Many monument supporters seem to have shied away from highlighting the Liberty Place monument, instead focusing on those commemorating prominent Confederate figures. But in New Orleans, where it’s not uncommon to trace family roots back hundreds of years, the debate over history and monuments often has personal resonance.

Arlene Barnum, an Oklahoma resident who was raised in Louisiana, traveled to New Orleans to attend a public hearing on the monuments. Barnum, who says she has black and white roots, held a Confederate flag outside City Hall and said how her great-grandmother often recounted the story of the Liberty Place uprising, which her great-great-grandmother witnessed.

“If they take it down, I wont be able to tell my children and grandchildren about it,” she said. “I can’t deny the white part of me, the black part of me or the mulatto part of me.”

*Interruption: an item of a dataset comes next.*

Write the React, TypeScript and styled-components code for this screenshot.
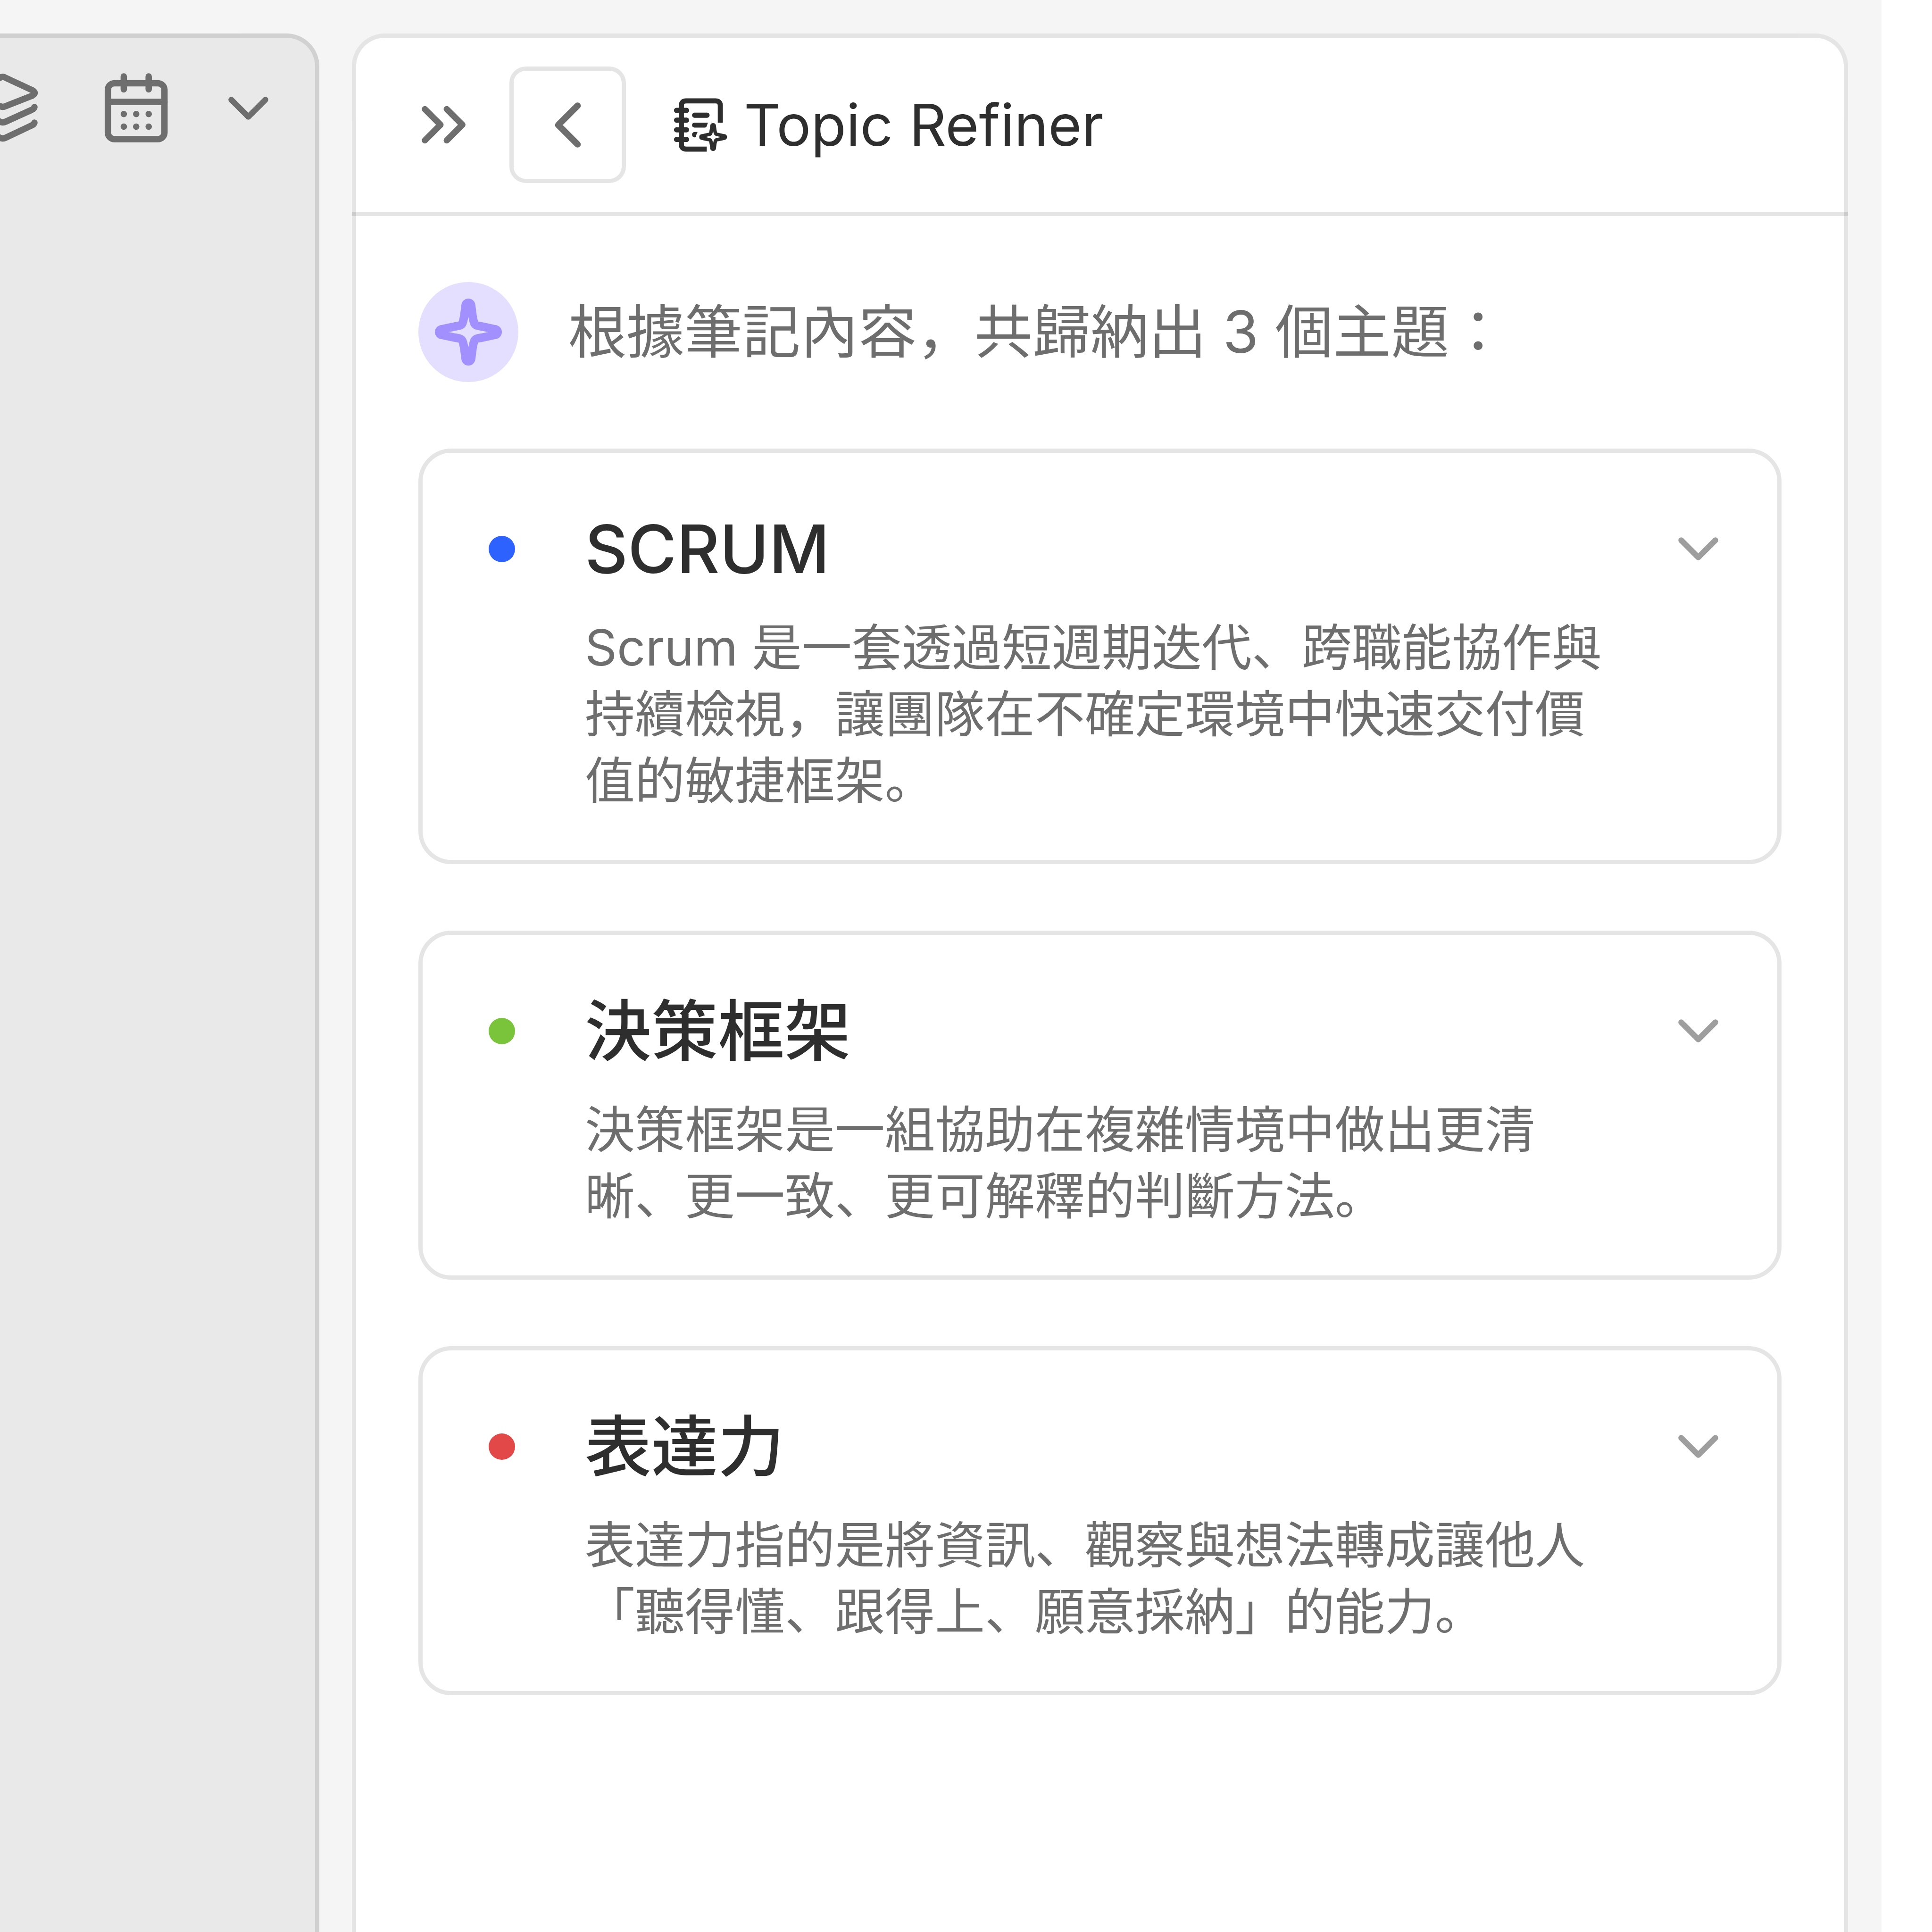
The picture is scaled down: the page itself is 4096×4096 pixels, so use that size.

David Williams, who attended an anti-monument rally steps away, had even closer ties to one of the statues at hand. Williams said he is related (through an ancestor’s marriage) to P.G.T. Beauregard and can trace his family’s history back to the city’s founding. His middle name, De La Ronde, comes from one of the biggest slave owners in neighboring St. Bernard Parish.

“Somewhere along the way, we forgot why he was so well known,” Williams said of his eponym. He says his mother lays a wreath every year at the foot of the Beauregard statue and feels that his calling for the removal of his ancestor’s statue helps even the score in some way.

“My family has done a lot of work to keep the racist order together,” he said. “There’s so much historical momentum behind the idea of racism. But we all live here and deserve basic dignity.”